My Russian friends may be right, but they're also intellectuals who thrived for years in deprivation and repression, and are now, like Solzhenitsyn, forced to cope with a culture which is deracinated, smug, and rich to the point of bewilderment. One of them described finding herself one evening, shortly after finally getting her exit visa, on the sidewalk outside a BMW showroom in Berlin. Suddenly, she said, she realized that there were tears running down her cheeks. Now that she has a BMW of her own, she's no longer sad, but she is nostalgic, and she thinks that Americans are ultimately silly.
What do I think? Well, I suppose my commenting here says all that needs to be said, but that aside, I think that the jury's still out. For every Glenn, bebop-o, or Paul Rosenberg, there's a Patterico, or a shooter to add to the blender. We're at the beginning. Who really knows for certain what will come of it in the end, or even, for that matter, in the middle?
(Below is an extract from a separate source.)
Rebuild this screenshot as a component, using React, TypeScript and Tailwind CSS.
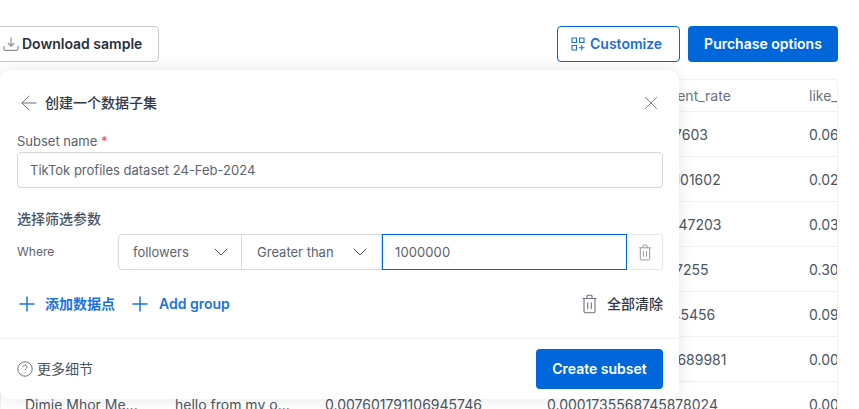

I'm here because for years until I turned the television set off for good, I never heard a single talking head who ever mentioned anything -- political or otherwise -- which could be related to my own experience, or to the conversations and arguments I had daily with my friends and acquaintances. I might just as well have been tuning in to broadcastss from Alpha Centauri.
That has changed, and I'm grateful for the others here who've helped add perspective to my alienation. I'd like to say that all is well with our new forum, but grateful as I am, I'm still haunted by those Russian tears.